**Collected material:**
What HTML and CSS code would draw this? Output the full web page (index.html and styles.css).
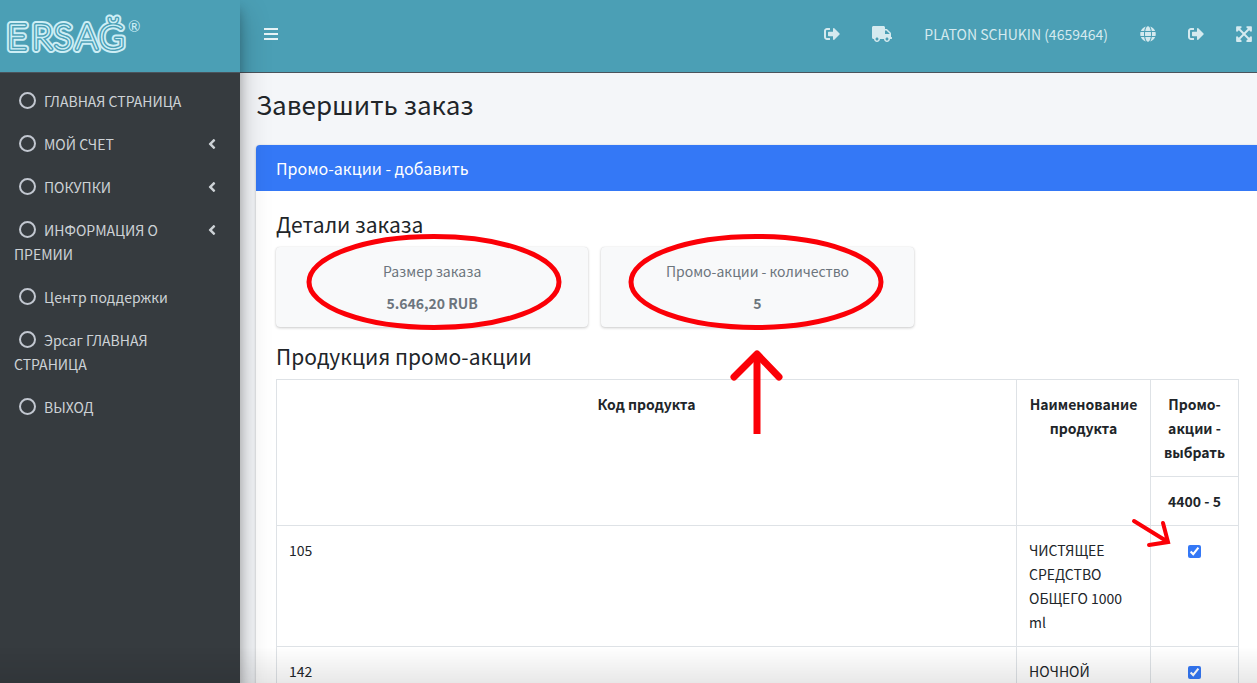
FILE: index.html
```html
<!DOCTYPE html>
<html lang="ru">
<head>
<meta charset="utf-8">
<meta name="viewport" content="width=device-width, initial-scale=1">
<title>Завершить заказ</title>
<link rel="stylesheet" href="styles.css">
</head>
<body>
<svg class="sprite" aria-hidden="true">
  <symbol id="i-exit" viewBox="0 0 512 512"><path d="M497 273L329 441c-15 15-41 4.500-41-17v-96H152c-13.300 0-24-10.700-24-24v-96c0-13.300 10.700-24 24-24h136V88c0-21.400 25.900-32 41-17l168 168c9.300 9.400 9.300 24.600 0 34zM192 436v-40c0-6.600-5.400-12-12-12H96c-17.700 0-32-14.300-32-32V160c0-17.700 14.300-32 32-32h84c6.600 0 12-5.400 12-12V76c0-6.600-5.400-12-12-12H96c-53 0-96 43-96 96v192c0 53 43 96 96 96h84c6.600 0 12-5.400 12-12z"/></symbol>
  <symbol id="i-truck" viewBox="0 0 640 512"><path d="M624 352h-16V243.900c0-12.700-5.100-24.900-14.100-33.900L494 110.100c-9-9-21.200-14.100-33.900-14.100H416V48c0-26.500-21.500-48-48-48H48C21.500 0 0 21.500 0 48v320c0 26.500 21.500 48 48 48h16c0 53 43 96 96 96s96-43 96-96h128c0 53 43 96 96 96s96-43 96-96h48c8.800 0 16-7.200 16-16v-32c0-8.800-7.200-16-16-16zM160 464c-26.500 0-48-21.500-48-48s21.500-48 48-48 48 21.500 48 48-21.500 48-48 48zm320 0c-26.500 0-48-21.500-48-48s21.500-48 48-48 48 21.500 48 48-21.500 48-48 48zm80-208H416V144h44.100l99.900 99.900V256z"/></symbol>
  <symbol id="i-globe" viewBox="0 0 496 512"><path d="M336.500 160C322 70.700 287.800 8 248 8s-74 62.700-88.500 152h177zM152 256c0 22.200 1.200 43.500 3.300 64h185.300c2.100-20.500 3.300-41.800 3.300-64s-1.200-43.500-3.300-64H155.300c-2.100 20.500-3.300 41.800-3.300 64zm324.700-96c-28.600-67.900-86.500-120.400-158-141.600 24.400 33.800 41.200 84.700 50 141.600h108zM177.200 18.400C105.800 39.600 47.800 92.100 19.300 160h108c8.700-56.900 25.500-107.800 49.900-141.600zM487.400 192H372.700c2.100 21 3.300 42.500 3.300 64s-1.200 43-3.300 64h114.600c5.500-20.500 8.600-41.800 8.600-64s-3.100-43.500-8.500-64zM120 256c0-21.500 1.200-43 3.300-64H8.600C3.200 212.500 0 233.800 0 256s3.200 43.500 8.600 64h114.600c-2-21-3.200-42.500-3.200-64zm39.500 96c14.500 89.300 48.700 152 88.500 152s74-62.700 88.500-152h-177zm159.300 141.600c71.400-21.200 129.400-73.700 158-141.600h-108c-8.800 56.900-25.600 107.800-50 141.600zM19.300 352c28.600 67.900 86.500 120.400 158 141.600-24.400-33.800-41.200-84.700-50-141.600h-108z"/></symbol>
  <symbol id="i-expand" viewBox="0 0 448 512"><path d="M448 344v112a24 24 0 0 1-24 24H312c-21.400 0-32.100-25.900-17-41l36.200-36.200L224 295.600 116.800 402.900 153 439c15.100 15.100 4.400 41-17 41H24a24 24 0 0 1-24-24V344c0-21.400 25.900-32.100 41-17l36.200 36.200L184.500 256 77.200 148.700 41 185c-15.100 15.100-41 4.400-41-17V56a24 24 0 0 1 24-24h112c21.400 0 32.100 25.900 17 41l-36.200 36.200L224 216.400l107.200-107.300L295 73c-15.100-15.100-4.400-41 17-41h112a24 24 0 0 1 24 24v112c0 21.400-25.900 32.100-41 17l-36.200-36.200L263.500 256l107.300 107.300L407 327.100c15.100-15.200 41-4.500 41 16.900z"/></symbol>
  <symbol id="i-left" viewBox="0 0 256 512"><path d="M31.700 239l136-136c9.400-9.400 24.600-9.400 33.900 0l22.600 22.600c9.400 9.400 9.400 24.600 0 33.900L127.900 256l96.400 96.400c9.400 9.400 9.400 24.600 0 33.900L201.700 409c-9.400 9.400-24.600 9.400-33.900 0l-136-136c-9.500-9.400-9.500-24.600-.1-34z"/></symbol>
  <symbol id="i-bars" viewBox="0 0 14 14"><path d="M0 1h14v2H0zM0 6h14v2H0zM0 11h14v2H0z"/></symbol>
</svg>
<div class="app">
  <aside class="sidebar">
    <a class="brand" href="#" aria-label="ERSAĞ">
      <svg class="logo" viewBox="0 0 144 60" aria-hidden="true">
        <g class="mark">
          <text class="m-outer" x="7 32 54 76 99" y="49">ERSAĞ</text>
          <text class="m-gap" x="7 32 54 76 99" y="49">ERSAĞ</text>
          <text class="m-core" x="7 32 54 76 99" y="49">ERSAĞ</text>
        </g>
        <text class="m-reg" x="128" y="32">®</text>
      </svg>
    </a>
    <nav class="menu">
      <a href="#"><i class="ring"></i>ГЛАВНАЯ СТРАНИЦА</a>
      <a href="#"><svg class="chev"><use href="#i-left"/></svg><i class="ring"></i>МОЙ СЧЕТ</a>
      <a href="#"><svg class="chev"><use href="#i-left"/></svg><i class="ring"></i>ПОКУПКИ</a>
      <a href="#"><svg class="chev"><use href="#i-left"/></svg><i class="ring"></i>ИНФОРМАЦИЯ О ПРЕМИИ</a>
      <a href="#"><i class="ring"></i>Центр поддержки</a>
      <a href="#"><i class="ring"></i>Эрсаг ГЛАВНАЯ СТРАНИЦА</a>
      <a href="#"><i class="ring"></i>ВЫХОД</a>
    </nav>
  </aside>
  <div class="page">
    <header class="topbar">
      <button class="icon-btn" type="button" aria-label="Меню"><svg class="bars"><use href="#i-bars"/></svg></button>
      <div class="tools">
        <a href="#" aria-label="Выход"><svg class="ic"><use href="#i-exit"/></svg></a>
        <a href="#" aria-label="Доставка"><svg class="ic ic-wide"><use href="#i-truck"/></svg></a>
        <a href="#">PLATON SCHUKIN (4659464)</a>
        <a href="#" aria-label="Язык"><svg class="ic"><use href="#i-globe"/></svg></a>
        <a href="#" aria-label="Выход"><svg class="ic"><use href="#i-exit"/></svg></a>
        <a href="#" aria-label="Во весь экран"><svg class="ic ic-big"><use href="#i-expand"/></svg></a>
      </div>
    </header>
    <main class="content">
      <h1>Завершить заказ</h1>
      <section class="card">
        <h2 class="card-head">Промо-акции - добавить</h2>
        <div class="card-body">
          <h3>Детали заказа</h3>
          <div class="stats">
            <div class="stat">
              <span>Размер заказа</span>
              <strong>5.646,20 RUB</strong>
              <svg class="oval" viewBox="0 0 256 96" aria-hidden="true"><ellipse cx="130" cy="49" rx="125" ry="45.500"/></svg>
            </div>
            <div class="stat">
              <span>Промо-акции - количество</span>
              <strong>5</strong>
              <svg class="oval" viewBox="0 0 256 96" aria-hidden="true"><ellipse cx="127" cy="49" rx="125" ry="45.500"/></svg>
              <svg class="arrow-up" viewBox="0 0 54 86" aria-hidden="true"><path class="head" d="M4 28L27 5l22 23"/><path d="M27 5v80"/></svg>
            </div>
          </div>
          <h3>Продукция промо-акции</h3>
          <table>
            <colgroup><col><col class="c-name"><col class="c-pick"></colgroup>
            <thead>
              <tr><th rowspan="2">Код продукта</th><th rowspan="2">Наименование продукта</th><th>Промо-акции - выбрать</th></tr>
              <tr><th>4400 - 5</th></tr>
            </thead>
            <tbody>
              <tr><td>105</td><td>ЧИСТЯЩЕЕ СРЕДСТВО ОБЩЕГО 1000 ml</td><td class="pick"><input type="checkbox" checked aria-label="Выбрать 105"><svg class="arrow-pick" viewBox="0 0 42 32" aria-hidden="true"><path d="M4 4l34 21M19 28l19-3-5-19"/></svg></td></tr>
              <tr><td>142</td><td>НОЧНОЙ</td><td class="pick"><input type="checkbox" checked aria-label="Выбрать 142"></td></tr>
            </tbody>
          </table>
        </div>
      </section>
    </main>
  </div>
</div>
</body>
</html>
```
FILE: styles.css
```css
* { box-sizing: border-box; }
body {
  margin: 0;
  font: 14px/24px "Noto Sans CJK SC", "Noto Sans", sans-serif;
  color: #212529;
  background: #f4f6f9;
}
h1, h2, h3 { margin: 0; font-weight: 400; }
a { color: inherit; text-decoration: none; }
.sprite { display: none; }
.app { display: flex; height: 100vh; overflow: hidden; }
.app::after {
  content: "";
  position: fixed;
  z-index: 2;
  inset: auto 0 0;
  height: 36px;
  background: linear-gradient(rgba(0, 0, 0, 0), rgba(0, 0, 0, .09));
  pointer-events: none;
}

.sidebar {
  flex: 0 0 240px;
  z-index: 1;
  background: #363b3f;
  color: #cdd2d6;
  box-shadow: 0 14px 28px rgba(0, 0, 0, .25), 0 10px 10px rgba(0, 0, 0, .22);
}
.brand {
  display: block;
  height: 73px;
  background: #4b9fb5;
  border-bottom: 1px solid #4b545c;
}
.logo { display: block; width: 144px; height: 60px; }
.mark { font: 100 34px Lato, sans-serif; stroke-linejoin: round; }
.m-outer { fill: #cdeef5; stroke: #cdeef5; stroke-width: 8px; }
.m-gap { fill: #4b9fb5; stroke: #4b9fb5; stroke-width: 4px; }
.m-core { fill: #cdeef5; stroke: #cdeef5; stroke-width: 1px; }
.m-reg { font: 15px Lato, sans-serif; fill: #cdeef5; }

.menu { display: flex; flex-direction: column; gap: 3px; padding: 8px; }
.menu a { display: block; padding: 8px 16px 8px 6px; }
.ring {
  display: inline-block;
  width: 17px;
  height: 17px;
  margin: 0 8px 0 5px;
  border: 2px solid #c2c7d0;
  border-radius: 50%;
  vertical-align: -2px;
}
.chev { float: right; width: 8px; height: 16px; margin-top: 4px; fill: #cdd2d6; }

.page { flex: 1; min-width: 0; }
.topbar {
  display: flex;
  align-items: center;
  justify-content: space-between;
  height: 73px;
  padding: 0 5px 4px 24px;
  background: #4b9fb5;
  border-bottom: 1px solid #4b545c;
  color: #d5eaef;
}
.icon-btn { padding: 0; border: 0; background: none; line-height: 0; }
.bars { width: 14px; height: 14px; fill: #e6f3f6; }
.tools { display: flex; align-items: center; gap: 32px; }
.tools a { display: flex; }
.ic { width: 16px; height: 16px; fill: #d5eaef; }
.ic-wide { width: 20px; }
.ic-big { height: 18px; }

.content { padding: 14px 0 0 16px; }
h1 { font-size: 26px; line-height: 34px; }
.card {
  margin-top: 24px;
  background: #fff;
  border-radius: 4px 0 0;
  box-shadow: 0 0 1px rgba(0, 0, 0, .13), 0 1px 3px rgba(0, 0, 0, .2);
}
.card-head {
  padding: 11px 20px;
  font-size: 16px;
  line-height: 24px;
  color: #fff;
  background: #3478f6;
  border-radius: 4px 0 0;
}
.card-body { padding: 20px 18px 20px 20px; }
h3 { margin-bottom: 10px; font-size: 21px; line-height: 26px; }
.stats { display: grid; grid-template-columns: repeat(3, 1fr); gap: 13px; margin-bottom: 16px; }
.stat {
  position: relative;
  display: flex;
  flex-direction: column;
  gap: 8px;
  padding: 12px;
  text-align: center;
  color: #6c757d;
  background: #f8f9fa;
  border-radius: 4px;
  box-shadow: 0 0 1px rgba(0, 0, 0, .13), 0 1px 3px rgba(0, 0, 0, .2);
}
.oval, .arrow-up, .arrow-pick { position: absolute; fill: none; stroke: #fb0007; pointer-events: none; }
.oval { left: 50%; top: -14px; width: 256px; height: 96px; margin-left: -128px; stroke-width: 5px; overflow: visible; }
.arrow-up { left: 50%; top: 102px; width: 54px; height: 86px; margin-left: -27px; stroke-width: 7px; }
.head { stroke-linecap: round; stroke-linejoin: round; }

table { width: 100%; table-layout: fixed; border-collapse: collapse; }
.c-name { width: 134px; }
.c-pick { width: 88px; }
th, td { padding: 12px; border: 1px solid #dee2e6; vertical-align: top; text-align: left; }
th { font-weight: 700; text-align: center; }
.pick { position: relative; text-align: center; }
.pick input { width: 13px; height: 13px; margin: 0; accent-color: #3478f6; vertical-align: -2px; }
.arrow-pick { left: -21px; top: -9px; width: 42px; height: 32px; stroke-width: 4px; stroke-linecap: round; }
```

**Goal of the exercise:**
Show each line of the listing that holds the string "styles".

**Answer in full:**
What HTML and CSS code would draw this? Output the full web page (index.html and styles.css).
<link rel="stylesheet" href="styles.css">
FILE: styles.css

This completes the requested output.